The issue had come up before the Supreme Court in 2020 when a law student challenged the provisions of the Act that provided for open notice in a conspicuous place as illegal and violative of the right to privacy. The court did issue notice to the government but the case did not proceed further. But the Allahabad High Court took a leap forward in Safiya Sultana vs State of U.P. and observed that “The requirement of notice under the Act only arises when couple requests such notice to be published under Section 5 of the Act. Hence, there is no mandatory requirement of open notice under the Act.” The judgement by J. Vivek Chaudhary was applauded by the legal community for its progressive nature and beneficial interpretation. But a similar petition had been dismissed at the preliminary stage by the Supreme Court on the grounds that the party bringing the challenge was no longer an aggrieved party under the SMA, 1954.

The courts have not gone into the constitutionality of these provisions up until now. This has resulted in the perpetuation of anxiety among inter-faith couples to share their personal information in public. Incidentally, neither Islamic sharia law nor the Hindu Marriage Act has any such provision for registration of marriages.

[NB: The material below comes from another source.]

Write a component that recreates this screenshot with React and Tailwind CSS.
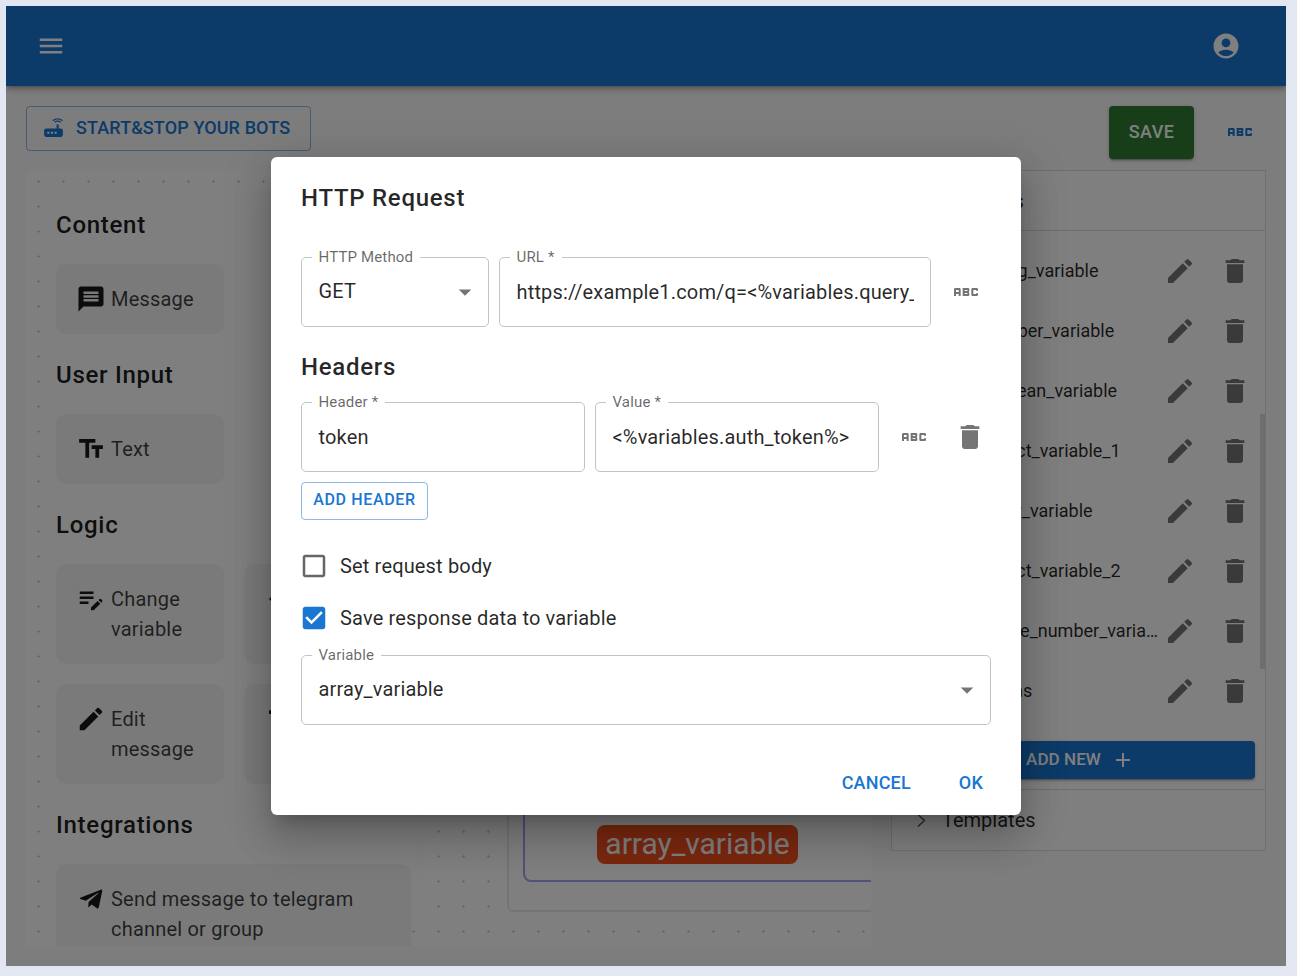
import React from "react";
import { MdEditNote } from "react-icons/md";

const P = {
  menu: "M3 18h18v-2H3v2zm0-5h18v-2H3v2zm0-7v2h18V6H3z",
  account: "M12 2C6.48 2 2 6.48 2 12s4.48 10 10 10 10-4.48 10-10S17.52 2 12 2zm0 4c1.93 0 3.5 1.57 3.5 3.5S13.93 13 12 13s-3.5-1.57-3.5-3.5S10.07 6 12 6zm0 14c-2.03 0-4.43-.82-6.14-2.88C7.55 15.8 9.68 15 12 15s4.45.8 6.14 2.12C16.43 19.18 14.03 20 12 20z",
  router: "M20.2 5.9l.8-.8C19.6 3.7 17.8 3 16 3s-3.6.7-5 2.1l.8.8C13 4.8 14.5 4.2 16 4.2s3 .6 4.2 1.7zm-.9.8c-.9-.9-2.1-1.4-3.3-1.4s-2.4.5-3.3 1.4l.8.8c.7-.7 1.6-1 2.5-1 .9 0 1.8.3 2.5 1l.8-.8zM19 13h-2V9h-2v4H5c-1.1 0-2 .9-2 2v4c0 1.1.9 2 2 2h14c1.1 0 2-.9 2-2v-4c0-1.1-.9-2-2-2zM8 18H6v-2h2v2zm3.5 0h-2v-2h2v2zm3.5 0h-2v-2h2v2z",
  abc: "M21 11h-1.5v-.5h-2v3h2V13H21v1c0 .55-.45 1-1 1h-3c-.55 0-1-.45-1-1v-4c0-.55.45-1 1-1h3c.55 0 1 .45 1 1v1zM8 10v5H6.5v-1.5h-2V15H3v-5c0-.55.45-1 1-1h3c.55 0 1 .45 1 1zm-1.5.5h-2V12h2v-1.5zm7 1.5c.55 0 1 .45 1 1v1c0 .55-.45 1-1 1h-4V9h4c.55 0 1 .45 1 1v1c0 .55-.45 1-1 1zM11 10.5v.75h2v-.75h-2zm2 2.25h-2v.75h2v-.75z",
  edit: "M3 17.25V21h3.75L17.81 9.94l-3.75-3.75L3 17.25zM20.71 7.04c.39-.39.39-1.02 0-1.41l-2.34-2.34a.9959.9959 0 0 0-1.41 0l-1.83 1.83 3.75 3.75 1.83-1.83z",
  del: "M6 19c0 1.1.9 2 2 2h8c1.1 0 2-.9 2-2V7H6v12zM19 4h-3.5l-1-1h-5l-1 1H5v2h14V4z",
  message: "M20 2H4c-1.1 0-1.99.9-1.99 2L2 22l4-4h14c1.1 0 2-.9 2-2V4c0-1.1-.9-2-2-2zm-2 12H6v-2h12v2zm0-3H6V9h12v2zm0-3H6V6h12v2z",
  text: "M2.5 4v3h5v12h3V7h5V4h-13zm19 5h-9v3h3v7h3v-7h3V9z",
  telegram: "M9.78 18.65l.28-4.23 7.68-6.92c.34-.31-.07-.46-.52-.19L7.74 13.3 3.64 12c-.88-.25-.89-.86.2-1.3l15.97-6.16c.73-.33 1.43.18 1.15 1.3l-2.72 12.81c-.19.91-.74 1.13-1.5.71L12.6 16.3l-1.99 1.93c-.23.23-.42.42-.83.42z",
  caret: "M7 10l5 5 5-5z",
  blank: "M19 5v14H5V5h14m0-2H5c-1.1 0-2 .9-2 2v14c0 1.1.9 2 2 2h14c1.1 0 2-.9 2-2V5c0-1.1-.9-2-2-2z",
  checked: "M19 3H5c-1.11 0-2 .9-2 2v14c0 1.1.89 2 2 2h14c1.11 0 2-.89 2-2V5c0-1.1-.89-2-2-2zm-9 14l-5-5 1.41-1.41L10 14.17l7.59-7.59L19 8l-9 9z",
  plus: "M19 13h-6v6h-2v-6H5v-2h6V5h2v6h6v2z",
  back: "M20 11H7.83l5.59-5.59L12 4l-8 8 8 8 1.41-1.41L7.83 13H20v-2z",
  bar: "M4 5h16v3H4z",
};

function Icon({ d, className }) {
  return (
    <svg viewBox="0 0 24 24" fill="currentColor" className={"block shrink-0 " + className}>
      <path d={d} />
    </svg>
  );
}

function Heading({ children }) {
  return <h2 className="h-10 mb-5 pt-[1px] text-[24px] leading-10 font-medium tracking-[0.03em] text-black/90">{children}</h2>;
}

function Tool({ icon, children, className = "w-[168px]" }) {
  return (
    <div className={"flex gap-[5px] p-5 rounded-[10px] bg-[#f5f5f5] text-[20px] leading-[30px] tracking-[0.01em] text-black/75 " + className}>
      <div className="w-[30px] h-[30px] shrink-0 text-black/90">{icon}</div>
      {children && <div>{children}</div>}
    </div>
  );
}

function Field({ label, className = "", children }) {
  return (
    <div className={"relative h-[70px] rounded-[5px] border border-[#c4c4c4] flex items-center pl-[16.5px] pr-4 text-[20px] tracking-[0.008em] text-black/85 " + className}>
      <span className="absolute left-[9.5px] -top-[10px] bg-white px-[7px] text-[15px] leading-[18px] text-black/60 whitespace-nowrap">
        {label}
      </span>
      {children}
    </div>
  );
}

function Caret() {
  return <Icon d={P.caret} className="w-[30px] h-[30px] ml-auto -mr-[8px] text-[#757575]" />;
}

function CheckRow({ d, label, className }) {
  return (
    <label className="h-[52px] flex items-center -ml-[2px] gap-[11px] text-[20px] tracking-[0.008em] text-black/85">
      <Icon d={d} className={"w-[30px] h-[30px] " + className} />
      {label}
    </label>
  );
}

const VARS = [
  "string_variable",
  "number_variable",
  "boolean_variable",
  "object_variable_1",
  "array_variable",
  "object_variable_2",
  "whole_number_variable",
  "metas",
];

export default function App() {
  return (
    <div className="min-h-[976px] bg-[#e3e7f2] p-[6px] pb-[10px] font-['Roboto',sans-serif]">
      <div className="relative h-[960px] w-[1280px] bg-[#fafafa] overflow-hidden">
        <header className="relative z-10 h-20 bg-[#1976d2] pl-[30px] pr-[45px] flex items-center justify-between text-white shadow-[0_2px_4px_-1px_rgba(0,0,0,0.2),0_4px_5px_0_rgba(0,0,0,0.14),0_1px_10px_0_rgba(0,0,0,0.12)]">
          <Icon d={P.menu} className="w-[30px] h-[30px]" />
          <Icon d={P.account} className="w-[30px] h-[30px]" />
        </header>

        <div className="flex items-start justify-between pt-5 px-5 h-[84px]">
          <button className="h-[45px] w-[285px] rounded border border-[#1976d2]/50 flex items-center gap-[10px] pl-[14px] pb-[2px] text-[18px] font-medium tracking-[0.006em] text-[#1976d2]">
            <Icon d={P.router} className="w-[25px] h-[25px]" />
            START&amp;STOP YOUR BOTS
          </button>
          <div className="flex items-start">
            <button className="w-[85px] h-[53px] pb-[2px] rounded bg-[#2e7d32] text-white text-[18px] font-medium tracking-[0.02em] shadow-[0_3px_1px_-2px_rgba(0,0,0,0.2),0_2px_2px_0_rgba(0,0,0,0.14),0_1px_5px_0_rgba(0,0,0,0.12)]">
              SAVE
            </button>
            <div className="ml-5 w-[52px] h-[52px] flex items-center justify-center text-[#1976d2]">
              <Icon d={P.abc} className="w-8 h-8" />
            </div>
          </div>
        </div>

        <main className="flex gap-5 px-5">
          <section className="relative w-[845px] h-[776px] shrink-0 overflow-hidden bg-white pl-5 pt-[25px]">
            <svg className="absolute inset-0 w-full h-full" aria-hidden="true">
              <defs>
                <pattern id="dots" width="25" height="25" patternUnits="userSpaceOnUse">
                  <path d="M12 10h1v1h1v1h-1v1h-1v-1h-1v-1h1z" fill="#d2d2d2" />
                </pattern>
              </defs>
              <rect width="100%" height="100%" fill="url(#dots)" />
            </svg>

            <div className="relative w-[375px] h-[726px] bg-white pt-[9px] px-[10px] shadow-[0_0_3px_rgba(0,0,0,0.05)]">
              <Heading>Content</Heading>
              <Tool icon={<Icon d={P.message} className="w-full h-full" />}>Message</Tool>
              <div className="mt-5">
                <Heading>User Input</Heading>
                <Tool icon={<Icon d={P.text} className="w-full h-full" />}>Text</Tool>
              </div>
              <div className="mt-5">
                <Heading>Logic</Heading>
                <div className="grid grid-cols-[168px_168px] gap-x-5 gap-y-5">
                  <Tool icon={<MdEditNote className="w-full h-full" />}>Change variable</Tool>
                  <Tool icon={<Icon d={P.back} className="w-full h-full" />} />
                  <Tool icon={<Icon d={P.edit} className="w-full h-full" />}>Edit message</Tool>
                  <Tool icon={<Icon d={P.bar} className="w-full h-full" />} />
                </div>
              </div>
              <div className="mt-5">
                <Heading>Integrations</Heading>
                <Tool className="w-[355px]" icon={<Icon d={P.telegram} className="w-full h-full" />}>
                  Send message to telegram channel or group
                </Tool>
              </div>
            </div>

            <div className="absolute left-[481px] top-[400px] w-[600px] h-[342px] rounded-[6px] bg-white border-2 border-[#e8e8e8]">
              <div className="absolute left-[14px] top-[10px] w-[570px] h-[300px] rounded-[8px] border-2 border-[#a0a5f5] flex items-end">
                <span className="ml-[72px] mb-[16px] h-[39px] w-[201px] rounded-[8px] bg-[#f4511e] text-white text-[30px] leading-[37px] text-center whitespace-nowrap">
                  array_variable
                </span>
              </div>
            </div>
          </section>

          <aside className="w-[375px] h-[681px] shrink-0 border border-[#dedede] bg-white text-[20px] text-black/85 flex flex-col">
            <div className="h-[60px] shrink-0 border-b border-[#dedede] flex items-center pl-[49px]">Variables</div>
            <div className="relative flex-1 pt-[10px]">
              {VARS.map((v) => (
                <div key={v} className="h-[60px] flex items-center pl-[90px] pr-[5px] text-[18px] text-black/85">
                  <span className="min-w-0 flex-1 truncate pb-[2px]">{v}</span>
                  <span className="w-[40px] flex justify-center text-[#757575]">
                    <Icon d={P.edit} className="w-8 h-8" />
                  </span>
                  <span className="ml-[10px] w-[50px] flex justify-center text-[#757575]">
                    <Icon d={P.del} className="w-8 h-8" />
                  </span>
                </div>
              ))}
              <div className="absolute right-0 top-[183px] w-[5px] h-[255px] bg-[#dcdcdc]" />
              <button className="mt-5 mx-[10px] w-[353px] h-[38px] pl-1 rounded bg-[#1976d2] text-white text-[17px] font-medium tracking-[0.004em] flex items-center justify-center gap-[10px] shadow-[0_3px_1px_-2px_rgba(0,0,0,0.2),0_2px_2px_0_rgba(0,0,0,0.14),0_1px_5px_0_rgba(0,0,0,0.12)]">
                ADD NEW
                <Icon d={P.plus} className="w-6 h-6" />
              </button>
            </div>
            <div className="h-[61px] shrink-0 border-t border-[#dedede] flex items-center pl-[25px] gap-[16px]">
              <svg viewBox="0 0 9 13" fill="none" stroke="currentColor" strokeWidth="1.2" className="block w-[9px] h-[13px] text-[#4a4a4a]">
                <path d="M1 .5 7.5 6.5 1 12.5" />
              </svg>
              Templates
            </div>
          </aside>
        </main>

        <div className="absolute inset-0 z-20 bg-black/50 flex items-center justify-center">
          <div className="w-[750px] h-[658px] rounded-[6px] bg-white px-[30px] pt-[25px] shadow-[0_11px_15px_-7px_rgba(0,0,0,0.2),0_24px_38px_3px_rgba(0,0,0,0.14),0_9px_46px_8px_rgba(0,0,0,0.12)]">
            <h1 className="h-8 text-[24px] leading-8 font-medium tracking-[0.03em] text-black/85">HTTP Request</h1>

            <div className="mt-[43px] flex gap-[10px]">
              <Field label="HTTP Method" className="w-[188px]">
                <span className="pb-[2px]">GET</span>
                <Caret />
              </Field>
              <Field label="URL *" className="w-[432px]">
                <span className="block overflow-hidden whitespace-nowrap">https://example1.com/q=&lt;%variables.query_string%&gt;</span>
              </Field>
              <div className="w-[50px] flex items-center justify-center text-[#757575]">
                <Icon d={P.abc} className="w-8 h-8" />
              </div>
            </div>

            <h2 className="mt-5 h-10 text-[24px] leading-10 font-medium tracking-[0.03em] text-black/85">Headers</h2>

            <div className="mt-[15px] flex gap-[10px]">
              <Field label="Header *" className="w-[284px]">token</Field>
              <Field label="Value *" className="w-[284px]">
                <span className="whitespace-nowrap">&lt;%variables.auth_token%&gt;</span>
              </Field>
              <div className="w-[50px] flex items-center justify-center text-[#757575]">
                <Icon d={P.abc} className="w-8 h-8" />
              </div>
              <div className="w-[42px] flex items-center justify-center text-[#757575]">
                <Icon d={P.del} className="w-8 h-8" />
              </div>
            </div>

            <button className="mt-[10px] block w-[127px] h-[38px] pb-[2px] rounded border border-[#1976d2]/50 text-[#1976d2] text-[16px] font-medium tracking-[0.04em]">
              ADD HEADER
            </button>

            <div className="mt-5">
              <CheckRow d={P.blank} label="Set request body" className="text-[#666666]" />
              <CheckRow d={P.checked} label="Save response data to variable" className="text-[#1976d2]" />
            </div>

            <div className="mt-[11px]">
              <Field label="Variable" className="w-[690px]">
                <span className="pb-[2px]">array_variable</span>
                <Caret />
              </Field>
            </div>

            <div className="mt-[35px] h-11 flex items-center justify-end gap-12 pr-2 text-[18px] font-medium tracking-[0.01em] text-[#1976d2]">
              <button>CANCEL</button>
              <button>OK</button>
            </div>
          </div>
        </div>
      </div>
    </div>
  );
}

The case before the Supreme Court is an opportunity to explore several important questions. An investigation of the constitutionality of these provisions may be an imperative, especially if the court decides to expand the scope of the SMA to include same-sex couples within its ambit. The LGBTQI community is more vulnerable to violence than any other minority.

The issues of privacy and safety must be deliberated upon while deciding this matter. The liberty of two individuals who want to solemnise their union should not be put in jeopardy by the invasion of their privacy as well as an impediment to their right to choose their partner.